A deal that tests Tesla’s production capacity
At 25GWh, the initial phase of the NatPower agreement is one of the largest single BESS procurement contracts announced in the European market.
Tesla’s Megapack factory in Lathrop, California, has an annual production capacity of approximately 40GWh, meaning the NatPower order accounts for roughly 62.5% of that annual output if fulfilled within a single production year.
The deal will require sustained manufacturing allocation and underscores why Tesla has been expanding Megapack production capacity.
The agreement arrives as Tesla’s energy storage business has been navigating a period of mixed quarterly performance. Tesla recorded a 15% decline in quarterly deployments and a 12% year-over-year drop in energy division revenues from Q1 2025 to Q1 2026, a reversal from the record deployment figures posted in 2025.
The NatPower agreement provides a visible, long-dated pipeline of contracted volume that partially addresses investor concerns about near-term revenue visibility in the energy division.
That 2025 performance itself followed a period of sustained growth. Tesla’s energy storage deployments jumped in 2025, a year the company described as crucial for AI-driven transformation. However, it also flagged margin compression in 2026 as competition in the utility-scale storage market intensifies and pricing comes under pressure from Chinese manufacturers.
The NatPower deal, which bundles hardware with software, construction, and long-term trading services, is consistent with Tesla’s stated strategy of moving toward higher-margin integrated service offerings rather than competing solely on Megapack unit price.
Italy and the UK are two of Europe’s most active markets for grid-scale battery storage.
Italy has seen a rapid buildout of standalone BESS capacity driven by capacity market incentives and the need to manage increasing curtailment from its expanding solar fleet, while the UK’s Capacity Market and Balancing Mechanism provide multiple revenue streams that support project financing for large systems.
Both markets have benefited from falling battery costs and improving grid connection processes, though permitting and connection timelines remain constraints on delivery speed in both jurisdictions.
The Autobidder trading platform Tesla is providing under the agreement is already deployed across Tesla’s existing European Megapack installations, giving NatPower access to an optimisation system with a live operational track record rather than an untested market offering.

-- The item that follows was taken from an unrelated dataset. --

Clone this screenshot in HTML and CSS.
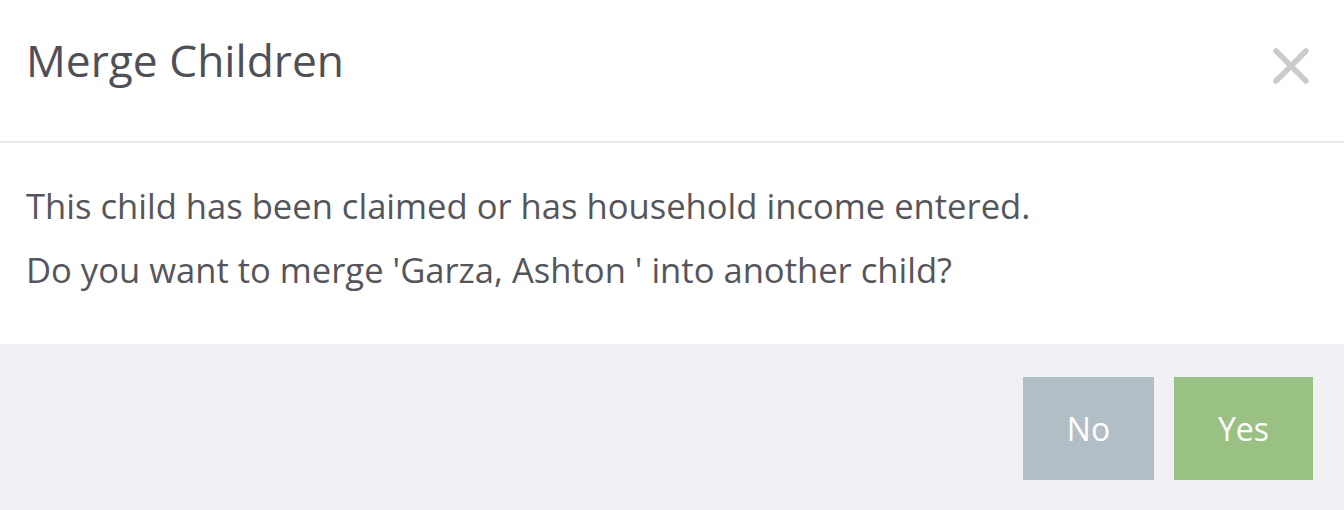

Tesla and Sungrow topped the most recent bankability ratings for battery storage system suppliers, with lenders and independent engineers assigning the highest confidence scores to both companies’ technology and financial stability – a standing that gives NatPower’s lenders added comfort when underwriting a multi-project, multi-jurisdiction financing of this scale.
NatPower, meanwhile, is a privately-held developer launched in 2022 by CEO Zago and co-founder Stefano Sommadossi. In August last year, the company revealed that it is planning a 1GW/8GWh UK BESS project with the local subsidiary of Singapore’s Sembcorp, representing around £1 billion in private investment. This followed two other gigawatt-scale UK projects for which NatPower submitted planning applications at the beginning of 2025, although that pair would be 4-hour duration each (1GW/4GWh).